→ **DIRECTIVE**: Lines holding the string "this" are the ones to copy; find them all in the data.

================

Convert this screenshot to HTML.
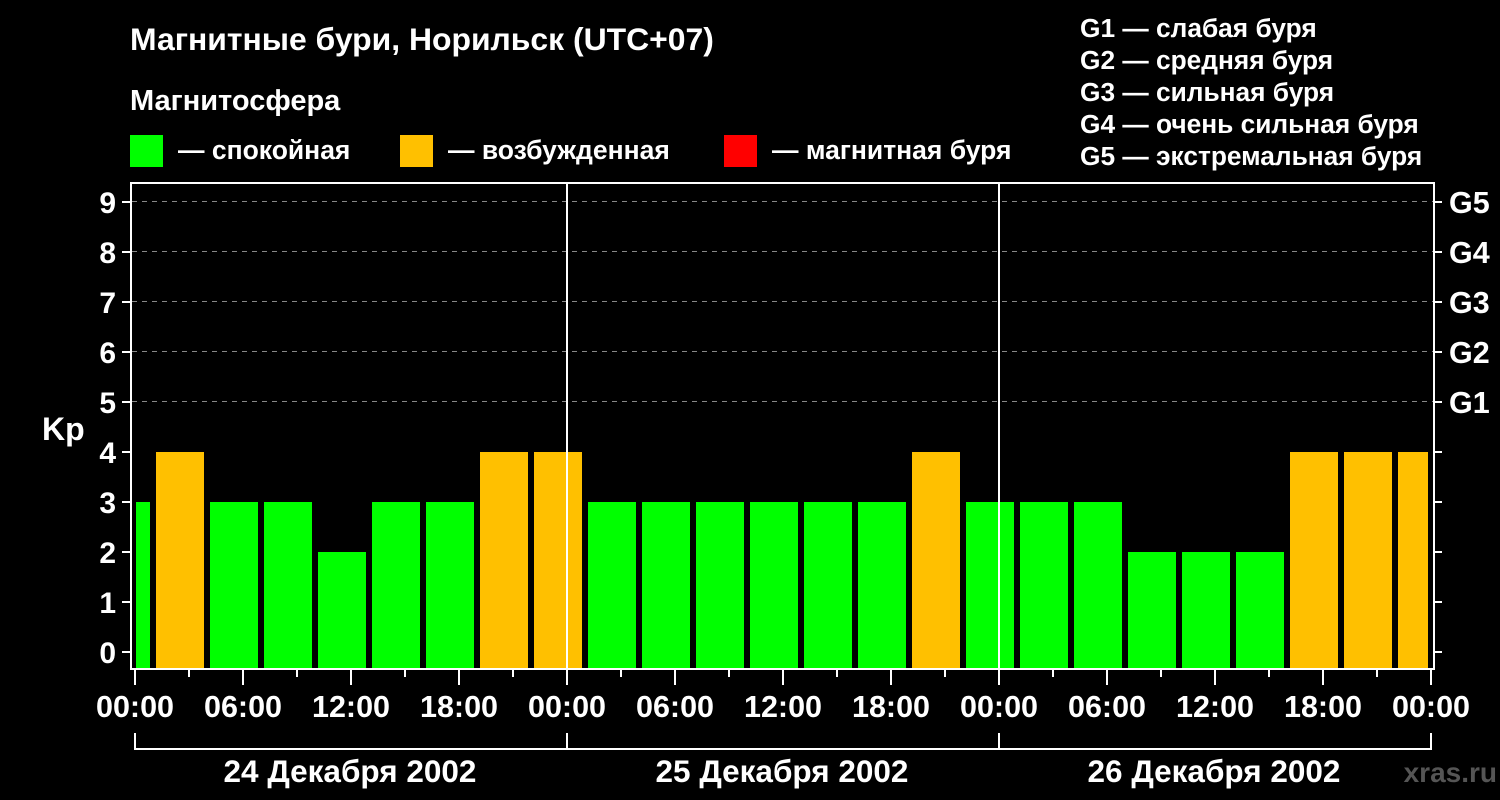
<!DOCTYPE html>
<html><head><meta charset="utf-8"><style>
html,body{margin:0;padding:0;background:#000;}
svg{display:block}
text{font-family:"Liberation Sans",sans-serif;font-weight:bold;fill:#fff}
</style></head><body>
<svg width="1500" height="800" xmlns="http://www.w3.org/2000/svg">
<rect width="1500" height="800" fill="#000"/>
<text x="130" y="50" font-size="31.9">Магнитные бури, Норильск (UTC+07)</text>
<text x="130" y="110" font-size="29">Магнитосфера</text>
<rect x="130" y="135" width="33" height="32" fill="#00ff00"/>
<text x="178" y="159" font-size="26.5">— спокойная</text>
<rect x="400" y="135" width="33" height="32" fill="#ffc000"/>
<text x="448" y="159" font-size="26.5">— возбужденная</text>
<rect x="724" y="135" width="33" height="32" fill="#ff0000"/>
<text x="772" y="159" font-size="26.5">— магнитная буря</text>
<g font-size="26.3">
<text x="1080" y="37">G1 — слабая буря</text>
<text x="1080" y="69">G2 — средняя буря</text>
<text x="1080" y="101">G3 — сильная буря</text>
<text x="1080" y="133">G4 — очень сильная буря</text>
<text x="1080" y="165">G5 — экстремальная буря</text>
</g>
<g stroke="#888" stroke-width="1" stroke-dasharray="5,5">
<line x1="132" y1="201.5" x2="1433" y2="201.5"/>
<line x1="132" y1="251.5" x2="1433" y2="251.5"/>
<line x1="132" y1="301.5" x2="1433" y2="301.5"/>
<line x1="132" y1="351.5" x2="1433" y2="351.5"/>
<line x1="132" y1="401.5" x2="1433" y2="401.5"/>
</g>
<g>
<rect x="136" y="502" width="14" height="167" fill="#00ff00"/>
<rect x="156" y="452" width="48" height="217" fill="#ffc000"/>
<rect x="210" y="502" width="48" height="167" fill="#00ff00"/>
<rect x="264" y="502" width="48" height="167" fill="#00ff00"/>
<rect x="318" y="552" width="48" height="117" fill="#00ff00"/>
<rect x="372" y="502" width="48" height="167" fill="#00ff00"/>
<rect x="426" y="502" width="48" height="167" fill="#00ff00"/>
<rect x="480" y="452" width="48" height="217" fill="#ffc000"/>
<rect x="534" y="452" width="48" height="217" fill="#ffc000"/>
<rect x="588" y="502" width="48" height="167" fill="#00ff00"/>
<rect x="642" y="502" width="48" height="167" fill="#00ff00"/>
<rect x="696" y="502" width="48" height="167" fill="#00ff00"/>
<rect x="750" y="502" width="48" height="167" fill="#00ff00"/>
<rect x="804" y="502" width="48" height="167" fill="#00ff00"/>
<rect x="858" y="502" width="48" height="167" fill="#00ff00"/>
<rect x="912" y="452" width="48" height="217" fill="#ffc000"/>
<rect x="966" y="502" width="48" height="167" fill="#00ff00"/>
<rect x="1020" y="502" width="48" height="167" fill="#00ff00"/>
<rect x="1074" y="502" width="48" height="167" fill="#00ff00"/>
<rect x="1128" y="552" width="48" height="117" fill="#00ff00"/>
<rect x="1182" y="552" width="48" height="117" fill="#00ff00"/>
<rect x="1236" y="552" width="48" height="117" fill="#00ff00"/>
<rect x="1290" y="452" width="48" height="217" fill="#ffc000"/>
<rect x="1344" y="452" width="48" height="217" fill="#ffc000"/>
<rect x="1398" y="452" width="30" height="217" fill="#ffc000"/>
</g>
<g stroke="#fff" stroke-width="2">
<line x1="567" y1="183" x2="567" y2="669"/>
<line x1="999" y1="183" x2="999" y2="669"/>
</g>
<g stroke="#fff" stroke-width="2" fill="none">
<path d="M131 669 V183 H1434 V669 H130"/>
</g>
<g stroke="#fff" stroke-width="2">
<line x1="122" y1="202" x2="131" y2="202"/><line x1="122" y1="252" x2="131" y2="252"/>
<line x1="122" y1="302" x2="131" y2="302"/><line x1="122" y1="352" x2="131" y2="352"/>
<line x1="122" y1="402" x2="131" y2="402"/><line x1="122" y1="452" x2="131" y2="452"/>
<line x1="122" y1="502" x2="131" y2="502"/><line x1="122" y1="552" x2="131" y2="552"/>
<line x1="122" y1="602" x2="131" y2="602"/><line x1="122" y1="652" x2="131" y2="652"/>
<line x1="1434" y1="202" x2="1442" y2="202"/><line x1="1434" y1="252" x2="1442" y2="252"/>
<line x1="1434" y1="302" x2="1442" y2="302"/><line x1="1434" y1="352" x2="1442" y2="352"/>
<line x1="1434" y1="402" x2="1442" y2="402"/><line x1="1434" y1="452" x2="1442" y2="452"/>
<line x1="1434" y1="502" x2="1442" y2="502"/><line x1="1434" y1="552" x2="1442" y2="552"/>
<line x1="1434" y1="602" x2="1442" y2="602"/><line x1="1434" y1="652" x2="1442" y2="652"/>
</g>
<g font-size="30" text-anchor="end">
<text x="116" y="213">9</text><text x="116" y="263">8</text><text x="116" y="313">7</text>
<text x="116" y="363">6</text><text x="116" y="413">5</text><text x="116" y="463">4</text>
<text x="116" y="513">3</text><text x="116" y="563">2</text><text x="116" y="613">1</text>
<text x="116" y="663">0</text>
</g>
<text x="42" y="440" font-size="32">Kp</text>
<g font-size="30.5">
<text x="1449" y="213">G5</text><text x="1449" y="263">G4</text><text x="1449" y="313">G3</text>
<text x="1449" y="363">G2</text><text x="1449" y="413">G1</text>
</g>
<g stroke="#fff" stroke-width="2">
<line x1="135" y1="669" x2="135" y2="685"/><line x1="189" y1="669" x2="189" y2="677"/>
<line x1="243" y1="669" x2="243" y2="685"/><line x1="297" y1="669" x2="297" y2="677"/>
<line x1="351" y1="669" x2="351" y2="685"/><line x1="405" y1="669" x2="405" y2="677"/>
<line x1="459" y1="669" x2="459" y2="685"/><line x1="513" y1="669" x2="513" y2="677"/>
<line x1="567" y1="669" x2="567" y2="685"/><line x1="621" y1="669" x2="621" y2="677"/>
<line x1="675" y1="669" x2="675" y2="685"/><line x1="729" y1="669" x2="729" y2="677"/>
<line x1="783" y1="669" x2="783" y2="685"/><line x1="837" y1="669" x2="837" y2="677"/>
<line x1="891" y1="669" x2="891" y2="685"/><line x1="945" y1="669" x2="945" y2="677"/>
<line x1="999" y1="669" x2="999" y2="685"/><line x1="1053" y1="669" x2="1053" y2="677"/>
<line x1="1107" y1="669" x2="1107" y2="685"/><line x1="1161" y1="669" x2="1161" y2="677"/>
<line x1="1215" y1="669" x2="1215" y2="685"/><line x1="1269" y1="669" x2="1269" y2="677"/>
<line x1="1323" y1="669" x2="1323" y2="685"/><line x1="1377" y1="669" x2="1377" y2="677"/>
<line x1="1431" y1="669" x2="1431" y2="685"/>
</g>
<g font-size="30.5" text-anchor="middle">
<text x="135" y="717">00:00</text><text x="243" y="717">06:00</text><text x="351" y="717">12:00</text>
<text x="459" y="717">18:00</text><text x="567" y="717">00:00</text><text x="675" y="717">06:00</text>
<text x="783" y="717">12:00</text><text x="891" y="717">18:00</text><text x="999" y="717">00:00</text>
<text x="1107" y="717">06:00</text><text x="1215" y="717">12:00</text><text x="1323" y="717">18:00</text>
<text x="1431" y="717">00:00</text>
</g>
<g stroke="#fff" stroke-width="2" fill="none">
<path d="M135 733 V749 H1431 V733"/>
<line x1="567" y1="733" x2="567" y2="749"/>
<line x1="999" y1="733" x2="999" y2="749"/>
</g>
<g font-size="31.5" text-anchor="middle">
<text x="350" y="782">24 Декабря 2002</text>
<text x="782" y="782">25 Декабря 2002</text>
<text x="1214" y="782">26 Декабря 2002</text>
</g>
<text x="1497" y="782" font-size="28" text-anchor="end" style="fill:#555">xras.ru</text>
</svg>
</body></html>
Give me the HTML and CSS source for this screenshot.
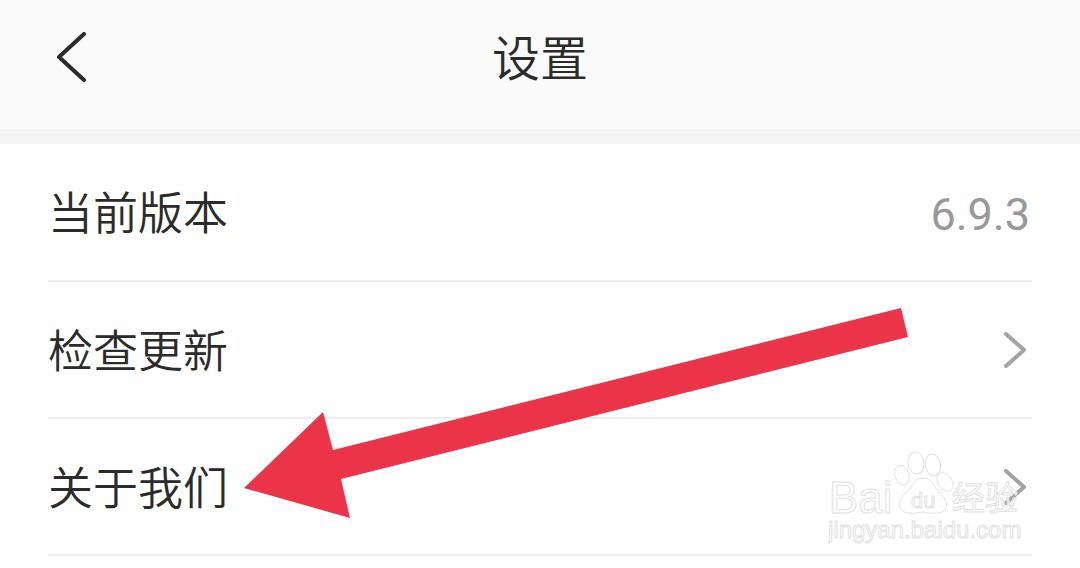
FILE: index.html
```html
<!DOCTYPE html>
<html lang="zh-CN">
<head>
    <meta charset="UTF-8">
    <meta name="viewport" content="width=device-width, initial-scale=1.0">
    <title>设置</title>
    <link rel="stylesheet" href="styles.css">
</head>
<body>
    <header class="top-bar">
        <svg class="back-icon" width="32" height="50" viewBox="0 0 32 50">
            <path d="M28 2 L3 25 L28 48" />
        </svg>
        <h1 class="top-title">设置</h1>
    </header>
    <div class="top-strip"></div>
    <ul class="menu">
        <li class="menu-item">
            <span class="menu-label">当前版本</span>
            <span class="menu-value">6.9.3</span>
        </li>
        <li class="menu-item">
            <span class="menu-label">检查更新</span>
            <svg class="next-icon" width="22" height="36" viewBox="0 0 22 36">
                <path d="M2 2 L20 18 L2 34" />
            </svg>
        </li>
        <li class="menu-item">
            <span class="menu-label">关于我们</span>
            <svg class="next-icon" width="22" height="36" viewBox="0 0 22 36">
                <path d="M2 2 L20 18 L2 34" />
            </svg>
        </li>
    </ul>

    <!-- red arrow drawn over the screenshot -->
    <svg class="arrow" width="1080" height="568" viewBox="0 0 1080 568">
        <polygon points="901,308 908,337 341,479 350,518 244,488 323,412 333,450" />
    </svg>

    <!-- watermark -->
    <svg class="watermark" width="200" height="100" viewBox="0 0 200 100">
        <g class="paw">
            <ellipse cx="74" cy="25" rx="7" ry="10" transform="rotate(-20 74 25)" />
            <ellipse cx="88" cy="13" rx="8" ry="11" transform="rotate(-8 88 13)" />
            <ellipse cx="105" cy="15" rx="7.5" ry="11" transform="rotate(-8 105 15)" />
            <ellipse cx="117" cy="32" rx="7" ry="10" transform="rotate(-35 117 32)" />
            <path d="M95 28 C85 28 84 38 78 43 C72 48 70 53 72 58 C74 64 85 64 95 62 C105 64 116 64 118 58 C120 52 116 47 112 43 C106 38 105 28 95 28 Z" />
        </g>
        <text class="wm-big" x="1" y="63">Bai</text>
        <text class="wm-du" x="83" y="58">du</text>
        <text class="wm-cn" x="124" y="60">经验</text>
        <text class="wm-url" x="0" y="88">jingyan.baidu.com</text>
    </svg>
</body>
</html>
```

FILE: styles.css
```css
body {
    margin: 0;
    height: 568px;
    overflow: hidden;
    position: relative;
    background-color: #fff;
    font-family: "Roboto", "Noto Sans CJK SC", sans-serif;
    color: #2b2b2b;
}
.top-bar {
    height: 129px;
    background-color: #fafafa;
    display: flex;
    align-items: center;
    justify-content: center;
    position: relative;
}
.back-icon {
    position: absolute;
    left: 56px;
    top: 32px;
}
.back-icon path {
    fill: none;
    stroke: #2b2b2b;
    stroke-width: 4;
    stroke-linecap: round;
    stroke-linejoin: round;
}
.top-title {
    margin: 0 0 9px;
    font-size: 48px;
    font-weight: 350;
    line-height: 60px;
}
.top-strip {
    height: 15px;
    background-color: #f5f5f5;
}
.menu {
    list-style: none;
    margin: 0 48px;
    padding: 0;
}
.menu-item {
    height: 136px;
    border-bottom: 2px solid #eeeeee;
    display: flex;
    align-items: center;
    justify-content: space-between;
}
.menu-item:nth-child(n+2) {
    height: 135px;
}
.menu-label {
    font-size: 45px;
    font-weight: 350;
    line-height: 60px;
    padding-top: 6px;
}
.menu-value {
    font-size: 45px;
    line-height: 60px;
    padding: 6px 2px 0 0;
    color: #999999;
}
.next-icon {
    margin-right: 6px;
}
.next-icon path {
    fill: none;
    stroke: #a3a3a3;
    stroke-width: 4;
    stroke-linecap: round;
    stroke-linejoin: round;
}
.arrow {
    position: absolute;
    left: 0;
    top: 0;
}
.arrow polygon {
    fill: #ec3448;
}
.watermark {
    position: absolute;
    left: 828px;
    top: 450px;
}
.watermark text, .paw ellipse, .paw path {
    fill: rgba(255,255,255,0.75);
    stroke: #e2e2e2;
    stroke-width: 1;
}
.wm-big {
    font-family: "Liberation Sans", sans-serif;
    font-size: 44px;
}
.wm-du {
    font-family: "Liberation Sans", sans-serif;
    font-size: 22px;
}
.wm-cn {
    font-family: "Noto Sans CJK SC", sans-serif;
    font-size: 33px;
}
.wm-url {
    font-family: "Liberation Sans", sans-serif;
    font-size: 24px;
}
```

================

→ **ANSWER TO THE PROBLEM**:
Convert this screenshot to HTML.
Give me the HTML and CSS source for this screenshot.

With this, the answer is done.